» **COLLECTED MATERIAL**
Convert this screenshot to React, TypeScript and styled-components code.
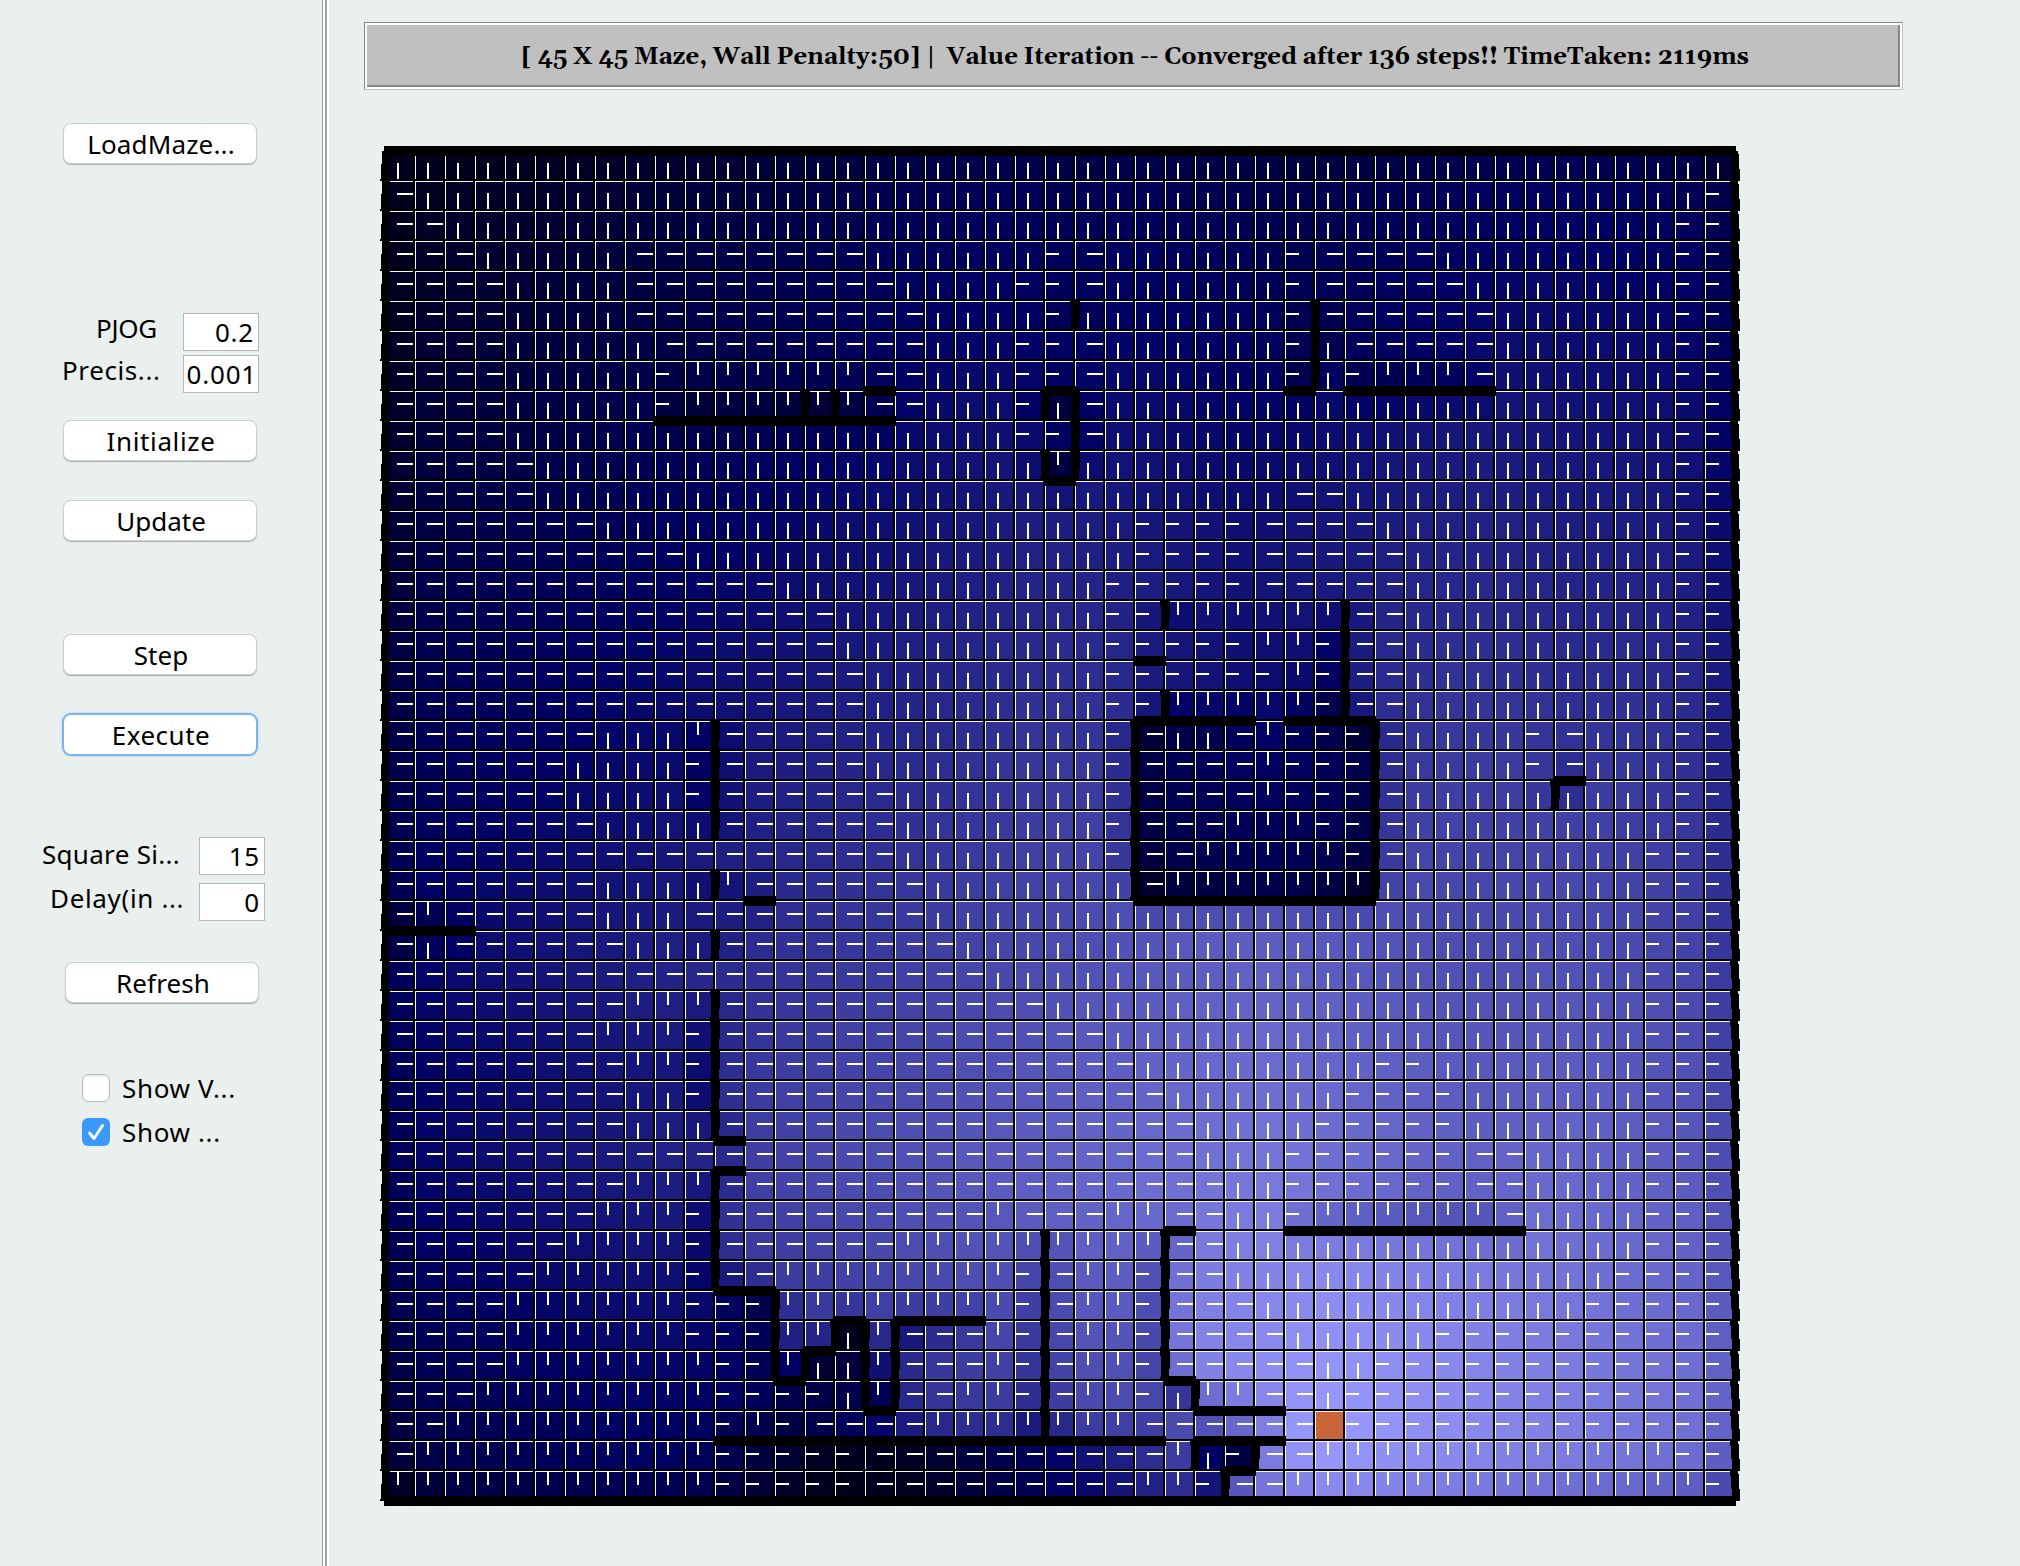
import React, { useMemo } from 'react';
import styled, { createGlobalStyle } from 'styled-components';

/* ---------- maze definition ---------- */

const SIZE = 45;
const GOAL = { row: 42, col: 31 };
const WALL_PENALTY = 50;
const PJOG = 0.2;
const PRECISION = 0.001;

// Horizontal walls: [row whose top edge is blocked, first column, last column]
const HORIZONTAL_WALLS: number[][] = [
  [0, 0, 44], [8, 16, 16], [8, 22, 22], [8, 30, 30], [8, 32, 36], [9, 9, 16],
  [11, 22, 22], [17, 25, 25], [19, 25, 28], [19, 30, 32], [21, 39, 39],
  [25, 12, 12], [25, 25, 32], [26, 0, 2], [33, 11, 11], [34, 11, 11],
  [36, 26, 26], [36, 30, 37], [38, 11, 12], [39, 15, 15], [39, 17, 19],
  [40, 14, 14], [41, 13, 13], [41, 26, 26], [42, 16, 16], [42, 27, 29],
  [43, 11, 25], [43, 27, 29], [44, 28, 28], [45, 0, 44],
];

// Vertical walls: [column whose left edge is blocked, first row, last row]
const VERTICAL_WALLS: number[][] = [
  [0, 0, 44], [11, 19, 22], [11, 24, 24], [11, 26, 26], [11, 28, 32],
  [11, 34, 37], [13, 38, 40], [14, 8, 8], [14, 40, 40], [15, 8, 8],
  [15, 39, 39], [16, 39, 41], [17, 39, 41], [22, 8, 8], [22, 10, 10],
  [22, 36, 42], [23, 5, 5], [23, 8, 10], [25, 19, 24], [26, 15, 15],
  [26, 18, 18], [26, 36, 40], [27, 41, 41], [27, 43, 43], [28, 44, 44],
  [29, 43, 43], [31, 5, 7], [32, 15, 18], [33, 19, 24], [39, 21, 21],
  [45, 0, 44],
];

const key = (a: number, b: number) => a * 100 + b;

/* ---------- value iteration ---------- */

function solveMaze() {
  const top = new Set<number>();
  const left = new Set<number>();
  HORIZONTAL_WALLS.forEach(([r, a, b]) => {
    for (let c = a; c <= b; c++) top.add(key(r, c));
  });
  VERTICAL_WALLS.forEach(([c, a, b]) => {
    for (let r = a; r <= b; r++) left.add(key(r, c));
  });

  let values: number[] = new Array(SIZE * SIZE).fill(0);
  const policy: number[] = new Array(SIZE * SIZE).fill(-1);
  for (let step = 0; step < 500; step++) {
    const next = values.slice();
    let delta = 0;
    for (let r = 0; r < SIZE; r++) {
      for (let c = 0; c < SIZE; c++) {
        if (r === GOAL.row && c === GOAL.col) continue;
        const i = r * SIZE + c;
        const blocked = [
          top.has(key(r, c)), left.has(key(r, c + 1)),
          top.has(key(r + 1, c)), left.has(key(r, c)),
        ];
        const target = [i - SIZE, i + 1, i + SIZE, i - 1];
        const cost = blocked.map((b, k) => (b ? WALL_PENALTY + values[i] : values[target[k]]));
        let best = Infinity;
        for (let a = 0; a < 4; a++) {
          let expected = 1;
          for (let k = 0; k < 4; k++) expected += (k === a ? 1 - PJOG : PJOG / 3) * cost[k];
          if (expected < best - 1e-9) {
            best = expected;
            policy[i] = a;
          }
        }
        next[i] = best;
        delta = Math.max(delta, Math.abs(best - values[i]));
      }
    }
    values = next;
    if (delta < PRECISION) break;
  }
  return { values, policy };
}

/* ---------- maze drawing ---------- */

const CELL = 30;
const PAD_X = 7;
const PAD_Y = 7;
const px = (c: number) => PAD_X + c * CELL;
const py = (r: number) => PAD_Y + r * CELL;
const box = (x: number, y: number, w: number, h: number) => `M${x} ${y}h${w}v${h}h${-w}z`;

function shade(value: number, peak: number) {
  const blue = Math.max(30, Math.round(255 - (255 * value) / peak));
  const rest = Math.max(0, blue - 100);
  return `rgb(${rest},${rest},${blue})`;
}

// Action marks for up, right, down, left
const MARKS = [
  [12, 0, 2, 14], [12, 12, 16, 2], [12, 12, 2, 16], [0, 12, 14, 2],
];

// Walls lean a pixel or two along their length: [from y, height, from x, width]
const WEST_EDGE = [[0, 5, -3, 8], [5, 8, -3, 7], [13, 11, -4, 8], [24, 4, -4, 7], [28, 2, -5, 8]];
const EAST_EDGE = [[0, 3, -5, 8], [3, 2, -5, 9], [5, 13, -4, 8], [18, 6, -3, 8], [24, 6, -3, 8]];
const INNER_WALL = [[-2, 2, -2, 7], [0, 5, -5, 10], [5, 13, -4, 9], [18, 8, -4, 8], [26, 2, -5, 9], [28, 2, -5, 5]];

const MazeDrawing = styled.svg`
  display: block;
  flex: none;
  margin: 54px 0 0 14px;
  shape-rendering: crispEdges;
`;

function Maze() {
  const { cells, borders, marks, walls } = useMemo(() => {
    const { values, policy } = solveMaze();
    const peak = Math.max(...values);
    let borders = '';
    let marks = '';
    let walls = '';
    const cells = values.map((value, i) => {
      const r = Math.floor(i / SIZE);
      const c = i % SIZE;
      borders += box(px(c), py(r), 28, 28);
      const goal = r === GOAL.row && c === GOAL.col;
      if (!goal) {
        const [dx, dy, w, h] = MARKS[policy[i]];
        marks += box(px(c) + dx, py(r) + dy, w, h);
      }
      return { x: px(c) + 1, y: py(r) + 1, fill: goal ? '#c86438' : shade(value, peak) };
    });
    HORIZONTAL_WALLS.forEach(([r, a, b]) => {
      const start = px(a) - (a === 0 ? 1 : 2);
      walls += box(start, py(r) - 5, px(b + 1) + 1 - start, 10);
    });
    VERTICAL_WALLS.forEach(([c, a, b]) => {
      const parts = c === 0 ? WEST_EDGE : c === SIZE ? EAST_EDGE : INNER_WALL;
      for (let r = a; r <= b; r++) {
        parts.forEach(([y, h, x, w]) => {
          walls += box(px(c) + x, py(r) + y, w, h);
        });
      }
    });
    return { cells, borders, marks, walls };
  }, []);

  return (
    <MazeDrawing width={1366} height={1366} viewBox="0 0 1366 1366">
      <rect x={PAD_X} y={PAD_Y} width={1350} height={1350} fill="#000" />
      <path d={borders} fill="#f0f6f0" />
      {cells.map((cell, i) => (
        <rect key={i} x={cell.x} y={cell.y} width={27} height={27} fill={cell.fill} />
      ))}
      <path d={marks} fill="#fff" />
      <path d={walls} fill="#000" />
    </MazeDrawing>
  );
}

/* ---------- page ---------- */

const GlobalStyle = createGlobalStyle`
  body {
    margin: 0;
    background: #eaf0ee;
  }
`;

const Window = styled.div`
  display: flex;
  width: 2020px;
  height: 1566px;
  overflow: hidden;
  background: #eaf0ee;
  color: #000;
  font: 26px/39px "Noto Sans", "Open Sans", sans-serif;
`;

const Sidebar = styled.aside`
  box-sizing: border-box;
  display: flex;
  flex-direction: column;
  width: 322px;
  height: 100%;
  padding-top: 124px;
`;

const Divider = styled.div`
  box-sizing: border-box;
  width: 7px;
  border-left: 1px solid #a3a3a3;
  border-right: 2px solid #fff;
  background: linear-gradient(to right, #fff 2px, #a3a3a3 2px);
`;

const Button = styled.button<{ $gap?: number; $indent?: number; $spacing?: number; $focused?: boolean }>`
  flex: none;
  width: 192px;
  height: 39px;
  margin: ${p => p.$gap ?? 0}px 0 0 ${p => p.$indent ?? 64}px;
  padding: 1px 0 0 2px;
  border: 0;
  border-radius: 7px;
  background: #fff;
  box-shadow: ${p => (p.$focused
    ? '0 0 0 2px #7fb3ec, 0 0 2px 2px #8fbcee'
    : '0 0 0 1px #cdd1d0, 0 1px 1px 1px #a9adac')};
  color: #000;
  font: inherit;
  letter-spacing: ${p => p.$spacing ?? 0}px;
  text-align: center;
`;

const Field = styled.label<{ $gap: number; $indent: number; $labelWidth: number }>`
  display: grid;
  grid-template-columns: ${p => p.$labelWidth}px auto;
  justify-content: start;
  align-items: start;
  margin: ${p => p.$gap}px 0 0 ${p => p.$indent}px;
`;

const FieldLabel = styled.span<{ $spacing?: number; $drop?: number }>`
  margin-top: ${p => p.$drop ?? 0}px;
  line-height: 31px;
  letter-spacing: ${p => p.$spacing ?? 0}px;
  white-space: pre;
`;

const FieldInput = styled.input<{ $width: number; $end?: number }>`
  box-sizing: border-box;
  width: ${p => p.$width}px;
  height: 38px;
  padding: 0 ${p => p.$end ?? 4}px 0 0;
  border: 1px solid #b4b8b7;
  border-radius: 0;
  outline: 0;
  background: #fff;
  color: #000;
  font: inherit;
  line-height: 36px;
  letter-spacing: 0.8px;
  text-align: right;
`;

const Options = styled.div`
  display: flex;
  flex-direction: column;
  margin: 64px 0 0 82px;
`;

const Option = styled.label`
  display: flex;
  align-items: center;
  gap: 12px;
  height: 44px;
  letter-spacing: 0.65px;
`;

const CheckBox = styled.span<{ $checked?: boolean }>`
  box-sizing: border-box;
  display: grid;
  place-items: center;
  width: 28px;
  height: 28px;
  border: ${p => (p.$checked ? '0' : '1px solid #b9bcbb')};
  border-radius: 6px;
  background: ${p => (p.$checked ? '#3b99fc' : '#fff')};
  box-shadow: ${p => (p.$checked ? 'none' : 'inset 0 1px 2px #dcdcdc')};
`;

const Workspace = styled.main`
  display: flex;
  flex-direction: column;
  align-items: flex-start;
  padding: 22px 0 0 35px;
`;

const StatusFrame = styled.header`
  box-sizing: border-box;
  width: 1539px;
  height: 68px;
  border: 1px solid #c0c0c0;
  border-top-color: #868686;
  border-left-color: #868686;
`;

const StatusBar = styled.div`
  box-sizing: border-box;
  display: flex;
  padding-left: 154px;
  height: 66px;
  border: 2px solid #fff;
  background: #c0c0c0;
  box-shadow: inset -2px -2px 0 #868686;
`;

const StatusText = styled.h1`
  margin: 0;
  font: bold 24px/64px "Gelasio", "Georgia", "Liberation Serif", serif;
  font-variant-numeric: oldstyle-nums;
  letter-spacing: 0.05px;
  word-spacing: -0.5px;
  white-space: pre;
`;

export default function App() {
  return (
    <>
      <GlobalStyle />
      <Window>
        <Sidebar>
          <Button $spacing={0.15}>LoadMaze...</Button>
          <Field $gap={150} $indent={96} $labelWidth={87}>
            <FieldLabel $spacing={-0.3}>PJOG</FieldLabel>
            <FieldInput $width={76} defaultValue="0.2" />
          </Field>
          <Field $gap={4} $indent={62} $labelWidth={121}>
            <FieldLabel $spacing={0.6}>Precis...</FieldLabel>
            <FieldInput $width={76} $end={1} defaultValue="0.001" />
          </Field>
          <Button $gap={28} $spacing={0.65}>Initialize</Button>
          <Button $gap={41}>Update</Button>
          <Button $gap={95}>Step</Button>
          <Button $gap={41} $spacing={0.5} $focused>Execute</Button>
          <Field $gap={83} $indent={42} $labelWidth={157}>
            <FieldLabel $spacing={0.3} $drop={2}>Square Si...</FieldLabel>
            <FieldInput $width={66} defaultValue="15" />
          </Field>
          <Field $gap={8} $indent={50} $labelWidth={149}>
            <FieldLabel $spacing={0.65}>Delay(in ...</FieldLabel>
            <FieldInput $width={66} defaultValue="0" />
          </Field>
          <Button $gap={42} $indent={66} $spacing={0.1}>Refresh</Button>
          <Options>
            <Option>
              <CheckBox />
              Show V...
            </Option>
            <Option>
              <CheckBox $checked>
                <svg width="28" height="28" viewBox="0 0 28 28" fill="none">
                  <path d="M7.5 15l4.5 5.5L20.5 7.5" stroke="#fff" strokeWidth="2.8" strokeLinecap="round" strokeLinejoin="round" />
                </svg>
              </CheckBox>
              Show ...
            </Option>
          </Options>
        </Sidebar>
        <Divider />
        <Workspace>
          <StatusFrame>
            <StatusBar>
              <StatusText>
                {'[ 45 X 45 Maze, Wall Penalty:50] |  Value Iteration -- Converged after 136 steps!! TimeTaken: 2119ms'}
              </StatusText>
            </StatusBar>
          </StatusFrame>
          <Maze />
        </Workspace>
      </Window>
    </>
  );
}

» **EXERCISE DIRECTIONS**
Give back exactly the lines from the first line of the data through the line with "const PRECISION = 0.001;", pictures excluded.

» **REPLY**
Convert this screenshot to React, TypeScript and styled-components code.
import React, { useMemo } from 'react';
import styled, { createGlobalStyle } from 'styled-components';

/* ---------- maze definition ---------- */

const SIZE = 45;
const GOAL = { row: 42, col: 31 };
const WALL_PENALTY = 50;
const PJOG = 0.2;
const PRECISION = 0.001;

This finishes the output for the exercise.